In its 2019 update, Green 2.0 noted progress, including increased diversity on boards. But it added more should be done.
"Though the 2019 numbers are encouraging," it said, "Green 2.0 cautions against declaring victory" (Greenwire, June 5).
Those problems were highlighted recently when Ruth Tyson penned a scathing resignation letter at the Union of Concerned Scientists that painted a culture dominated by white men.
"The truth is," she wrote, "that while I've been able to connect with many wonderful people, and learn so much, it was really stressful and traumatic for me working here and I hope no other Black people ever have to share this pain" (Greenwire, June 8).
"I know that apologies are empty unless accompanied by a commitment to change. I am making that commitment, publicly, right now," Brune wrote.

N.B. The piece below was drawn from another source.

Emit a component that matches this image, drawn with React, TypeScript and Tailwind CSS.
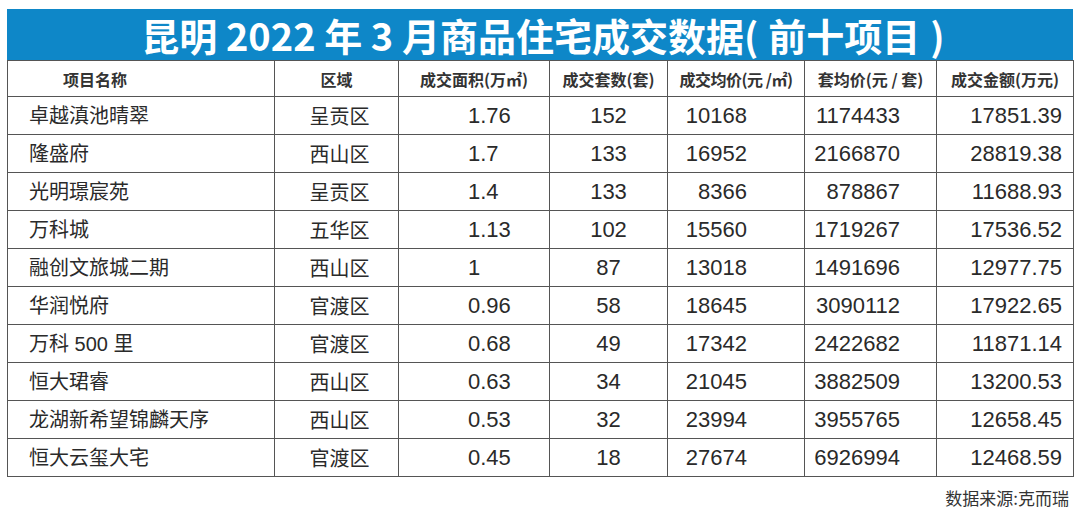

The Sierra Club will change its leadership so that "Black, Indigenous, and other leaders of color ... make up the majority of the team making top-level organizational decisions."
He said similar changes will spread through the rest of the organization and that he is asking the board to approve shifting $5 million in the next year for racial justice work, as well as "investments in our staff of color." That will include training and other human resources initiatives.
As for the monuments, "We will also spend the next year studying our history and determining which of our monuments need to be renamed or pulled down entirely," Brune wrote.